◆ EXERCISE TASK ◆
Collect all lines from the listing that include the string "Give".

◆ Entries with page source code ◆
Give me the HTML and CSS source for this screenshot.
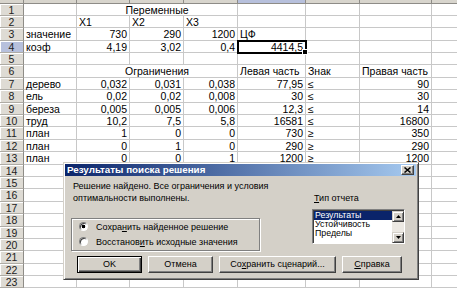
FILE: index.html
```html
<!DOCTYPE html>
<html lang="ru">

<head>
  <meta charset="UTF-8">
  <meta name="viewport" content="width=device-width, initial-scale=1.0">
  <title>Поиск решения</title>
  <link rel="stylesheet" href="styles.css">
</head>

<body>
  <div class="sheet">
    <!-- заголовки столбцов (видна только нижняя кромка) -->
    <div class="ch"></div><div class="ch"></div><div class="ch"></div><div class="ch"></div><div class="ch"></div><div class="ch sel"></div><div class="ch"></div><div class="ch"></div><div class="ch"></div>

    <div class="rh">1</div><div></div><div class="m">Переменные</div><div></div><div></div><div></div><div></div>
    <div class="rh">2</div><div></div><div>X1</div><div>X2</div><div>X3</div><div></div><div></div><div></div><div></div>
    <div class="rh">3</div><div>значение</div><div class="n">730</div><div class="n">290</div><div class="n">1200</div><div>ЦФ</div><div></div><div></div><div></div>
    <div class="rh sel">4</div><div>коэф</div><div class="n">4,19</div><div class="n">3,02</div><div class="n">0,4</div><div class="n cur">4414,5</div><div></div><div></div><div></div>
    <div class="rh">5</div><div></div><div></div><div></div><div></div><div></div><div></div><div></div><div></div>
    <div class="rh">6</div><div></div><div class="m">Ограничения</div><div>Левая часть</div><div>Знак</div><div>Правая часть</div><div></div>
    <div class="rh">7</div><div>дерево</div><div class="n">0,032</div><div class="n">0,031</div><div class="n">0,038</div><div class="n">77,95</div><div>≤</div><div class="n">90</div><div></div>
    <div class="rh">8</div><div>ель</div><div class="n">0,02</div><div class="n">0,02</div><div class="n">0,008</div><div class="n">30</div><div>≤</div><div class="n">30</div><div></div>
    <div class="rh">9</div><div>береза</div><div class="n">0,005</div><div class="n">0,005</div><div class="n">0,006</div><div class="n">12,3</div><div>≤</div><div class="n">14</div><div></div>
    <div class="rh">10</div><div>труд</div><div class="n">10,2</div><div class="n">7,5</div><div class="n">5,8</div><div class="n">16581</div><div>≤</div><div class="n">16800</div><div></div>
    <div class="rh">11</div><div>план</div><div class="n">1</div><div class="n">0</div><div class="n">0</div><div class="n">730</div><div>≥</div><div class="n">350</div><div></div>
    <div class="rh">12</div><div>план</div><div class="n">0</div><div class="n">1</div><div class="n">0</div><div class="n">290</div><div>≥</div><div class="n">290</div><div></div>
    <div class="rh">13</div><div>план</div><div class="n">0</div><div class="n">0</div><div class="n">1</div><div class="n">1200</div><div>≥</div><div class="n">1200</div><div></div>
    <div class="rh">14</div><div></div><div></div><div></div><div></div><div></div><div></div><div></div><div></div>
    <div class="rh">15</div><div></div><div></div><div></div><div></div><div></div><div></div><div></div><div></div>
    <div class="rh">16</div><div></div><div></div><div></div><div></div><div></div><div></div><div></div><div></div>
    <div class="rh">17</div><div></div><div></div><div></div><div></div><div></div><div></div><div></div><div></div>
    <div class="rh">18</div><div></div><div></div><div></div><div></div><div></div><div></div><div></div><div></div>
    <div class="rh">19</div><div></div><div></div><div></div><div></div><div></div><div></div><div></div><div></div>
    <div class="rh">20</div><div></div><div></div><div></div><div></div><div></div><div></div><div></div><div></div>
    <div class="rh">21</div><div></div><div></div><div></div><div></div><div></div><div></div><div></div><div></div>
    <div class="rh">22</div><div></div><div></div><div></div><div></div><div></div><div></div><div></div><div></div>
    <div class="rh">23</div><div></div><div></div><div></div><div></div><div></div><div></div><div></div><div></div>
  </div>

  <!-- окно "Результаты поиска решения" -->
  <div class="dialog">
    <div class="title">
      <span>Результаты поиска решения</span>
      <span class="close">
        <svg width="7" height="6" viewBox="0 0 7 6"><path d="M0.5 0.5 L6.5 5.5 M6.5 0.5 L0.5 5.5" stroke="#000" stroke-width="1.5"/></svg>
      </span>
    </div>

    <div class="content">
      <div class="left">
        <p class="msg">Решение найдено. Все ограничения и условия<br>оптимальности выполнены.</p>
        <div class="group">
          <label class="opt"><span class="radio on"></span><span>Сохра<u>н</u>ить найденное решение</span></label>
          <label class="opt"><span class="radio"></span><span>Восстанов<u>и</u>ть исходные значения</span></label>
        </div>
      </div>
      <div class="right">
        <p class="lbl"><u>Т</u>ип отчета</p>
        <div class="list">
          <ul>
            <li class="active">Результаты</li>
            <li>Устойчивость</li>
            <li>Пределы</li>
          </ul>
          <div class="scroll">
            <span class="arrow"><svg width="5" height="3" viewBox="0 0 5 3"><polygon points="2.5,0 5,3 0,3" fill="#000"/></svg></span>
            <span class="track"></span>
            <span class="arrow"><svg width="5" height="3" viewBox="0 0 5 3"><polygon points="0,0 5,0 2.5,3" fill="#000"/></svg></span>
          </div>
        </div>
      </div>
    </div>

    <div class="buttons">
      <span class="btn default">OK</span>
      <span class="btn">Отмена</span>
      <span class="btn wide">Со<u>х</u>ранить сценарий...</span>
      <span class="btn narrow"><u>С</u>правка</span>
    </div>
  </div>
</body>

</html>
```

FILE: styles.css
```css
* {
  margin: 0;
  padding: 0;
  box-sizing: border-box;
}

body {
  width: 457px;
  height: 288px;
  overflow: hidden;
  position: relative;
  background: #fff;
  font-family: "Liberation Sans", Arial, sans-serif;
}

/* лист Excel */
.sheet {
  display: grid;
  grid-template-columns: 24px 53px 53px 54px 54px 68px 54px 72px 40px;
  grid-template-rows: 3.5px;
  grid-auto-rows: 12.4px;
  font-size: 10.5px;
  line-height: 12.6px;
  color: #000;
}

.sheet > div {
  border-right: 1px solid #c8c8c8;
  border-bottom: 1px solid #c8c8c8;
  padding: 0 2px;
  white-space: nowrap;
}

.sheet .n {
  text-align: right;
}

.sheet .m {
  grid-column: span 3;
  text-align: center;
}

.sheet .ch {
  background: #d8d5cd;
  border-right-color: #8e8c87;
  border-bottom-color: #8e8c87;
}

.sheet .rh {
  background: #dedbd4;
  border-right-color: #8e8c87;
  border-bottom-color: #aeaba4;
  box-shadow: inset 1px 1px #fff;
  text-align: center;
  font-size: 10.5px;
  color: #222;
}

.sheet .sel {
  background: #b7c0dc;
}

.sheet .cur {
  position: relative;
  outline: 2px solid #000;
  outline-offset: -1px;
  z-index: 1;
}

.sheet .cur::after {
  content: "";
  position: absolute;
  right: -3px;
  bottom: -3px;
  width: 4px;
  height: 4px;
  background: #000;
  border: 1px solid #fff;
}

/* диалог */
.dialog {
  position: absolute;
  left: 63px;
  top: 162px;
  width: 356px;
  height: 118px;
  background: #d4d0c8;
  border: 1px solid;
  border-color: #d4d0c8 #404040 #404040 #d4d0c8;
  box-shadow: inset 1px 1px #fff, inset -1px -1px #808080;
  padding: 1px 2px 1px 1px;
  font-size: 9px;
  line-height: 12px;
  color: #000;
}

.title {
  height: 12px;
  background: linear-gradient(to right, #0a246a, #a6caf0);
  color: #fff;
  font-weight: bold;
  font-size: 9.8px;
  line-height: 12px;
  padding-left: 2px;
  display: flex;
  justify-content: space-between;
  align-items: center;
}

.close {
  width: 13px;
  height: 10px;
  margin-right: 2px;
  background: #d4d0c8;
  border: 1px solid;
  border-color: #fff #404040 #404040 #fff;
  box-shadow: inset -1px -1px #808080;
  display: flex;
  align-items: center;
  justify-content: center;
}

.content {
  display: flex;
  gap: 52px;
  padding: 4px 0 0 6px;
}

.left {
  width: 189px;
}

.msg {
  padding-left: 2px;
  white-space: nowrap;
}

.group {
  margin-top: 14px;
  height: 33px;
  border: 1px solid #808080;
  box-shadow: inset 1px 1px #fff, 1px 1px #fff;
  display: flex;
  flex-direction: column;
  padding-left: 7px;
}

.opt {
  height: 15px;
  display: flex;
  align-items: center;
  gap: 8px;
  white-space: nowrap;
}

.radio {
  width: 9px;
  height: 9px;
  border-radius: 50%;
  border: 1px solid;
  border-color: #808080 #fff #fff #808080;
  box-shadow: inset 1px 1px #404040;
  background: #fff;
}

.radio.on {
  background: radial-gradient(circle, #000 1.5px, #fff 2.1px);
}

.right {
  width: 93px;
}

.lbl {
  margin-top: 12px;
  padding-left: 2px;
}

.list {
  margin-top: 5px;
  height: 35px;
  background: #fff;
  border: 1px solid;
  border-color: #808080 #fff #fff #808080;
  box-shadow: inset 1px 1px #404040;
  display: flex;
  padding: 1px 0 0 1px;
}

.list ul {
  list-style: none;
  flex: 1;
  font-size: 8.8px;
  line-height: 9px;
}

.list li {
  height: 9px;
  padding-left: 1px;
  white-space: nowrap;
}

.list .active {
  background: #0a246a;
  color: #fff;
}

.scroll {
  width: 12px;
  display: flex;
  flex-direction: column;
}

.arrow {
  height: 11px;
  background: #d4d0c8;
  border: 1px solid;
  border-color: #d4d0c8 #404040 #404040 #d4d0c8;
  box-shadow: inset 1px 1px #fff, inset -1px -1px #808080;
  display: flex;
  align-items: center;
  justify-content: center;
}

.track {
  flex: 1;
  background: #ece9e3;
}

.buttons {
  display: flex;
  gap: 6px;
  padding-left: 12px;
  margin-top: 5px;
}

.btn {
  width: 65px;
  height: 17px;
  border: 1px solid;
  border-color: #fff #404040 #404040 #fff;
  box-shadow: inset -1px -1px #808080;
  text-align: center;
  line-height: 15px;
  white-space: nowrap;
}

.btn.default {
  border-color: #000;
  box-shadow: inset 1px 1px #fff, inset -1px -1px #404040, inset -2px -2px #808080;
}

.btn.wide {
  width: 117px;
}

.btn.narrow {
  width: 60px;
}
```
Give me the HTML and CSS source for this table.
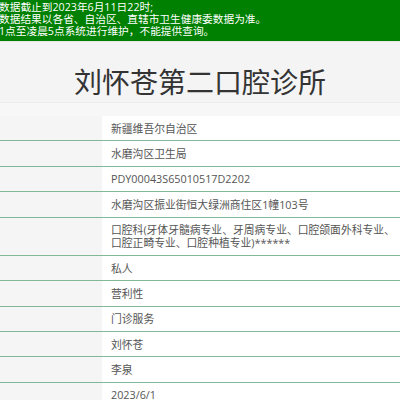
FILE: index.html
```html
<!DOCTYPE html>
<html lang="zh-CN">
<head>
<meta charset="utf-8">
<link rel="stylesheet" href="styles.css">
</head>
<body>
<div class="notice">
  <p>数据截止到2023年6月11日22时;</p>
  <p>数据结果以各省、自治区、直辖市卫生健康委数据为准。</p>
  <p>1点至凌晨5点系统进行维护，不能提供查询。</p>
</div>
<div class="title">刘怀苍第二口腔诊所</div>
<div class="info">
  <div class="row"><div class="label"></div><div class="value">新疆维吾尔自治区</div></div>
  <div class="row"><div class="label"></div><div class="value">水磨沟区卫生局</div></div>
  <div class="row"><div class="label"></div><div class="value">PDY00043S65010517D2202</div></div>
  <div class="row"><div class="label"></div><div class="value">水磨沟区振业街恒大绿洲商住区1幢103号</div></div>
  <div class="row"><div class="label"></div><div class="value">口腔科(牙体牙髓病专业、牙周病专业、口腔颌面外科专业、<br>口腔正畸专业、口腔种植专业)******</div></div>
  <div class="row"><div class="label"></div><div class="value">私人</div></div>
  <div class="row"><div class="label"></div><div class="value">营利性</div></div>
  <div class="row"><div class="label"></div><div class="value">门诊服务</div></div>
  <div class="row"><div class="label"></div><div class="value">刘怀苍</div></div>
  <div class="row"><div class="label"></div><div class="value">李泉</div></div>
  <div class="row"><div class="label"></div><div class="value">2023/6/1</div></div>
</div>
</body>
</html>
```

FILE: styles.css
```css
html, body {
  margin: 0;
  padding: 0;
}
body {
  background: #f7f7f7;
  font-family: "Open Sans", "Noto Sans CJK SC", sans-serif;
  overflow: hidden;
}
.notice {
  background: #008000;
  color: #ffffff;
  font-size: 10.7px;
  line-height: 12px;
  height: 41px;
  padding: 1px 0 0 0;
  box-sizing: border-box;
  white-space: nowrap;
  overflow: hidden;
}
.notice p {
  margin: 0;
  margin-left: -1px;
}
.title {
  background: #f4f4f4;
  border-top: 1px solid #e6e6e6;
  border-bottom: 1px solid #ececec;
  color: #333333;
  font-family: "Noto Sans CJK SC", sans-serif;
  font-size: 28px;
  line-height: 34px;
  text-align: center;
  padding: 22px 0 4px;
  height: 34px;
  margin-bottom: 13px;
}
.info {
  display: flex;
  flex-direction: column;
}
.row {
  display: grid;
  grid-template-columns: 102px 1fr;
  border-bottom: 1px solid #80b898;
}
.label {
  background: #f5f5f5;
}
.value {
  background: #ffffff;
  color: #555555;
  font-size: 10.8px;
  line-height: 13px;
  padding: 5.7px 0 5.7px 9px;
  white-space: nowrap;
  overflow: hidden;
}
```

◆ WRITTEN ANSWER ◆
Give me the HTML and CSS source for this screenshot.
Give me the HTML and CSS source for this table.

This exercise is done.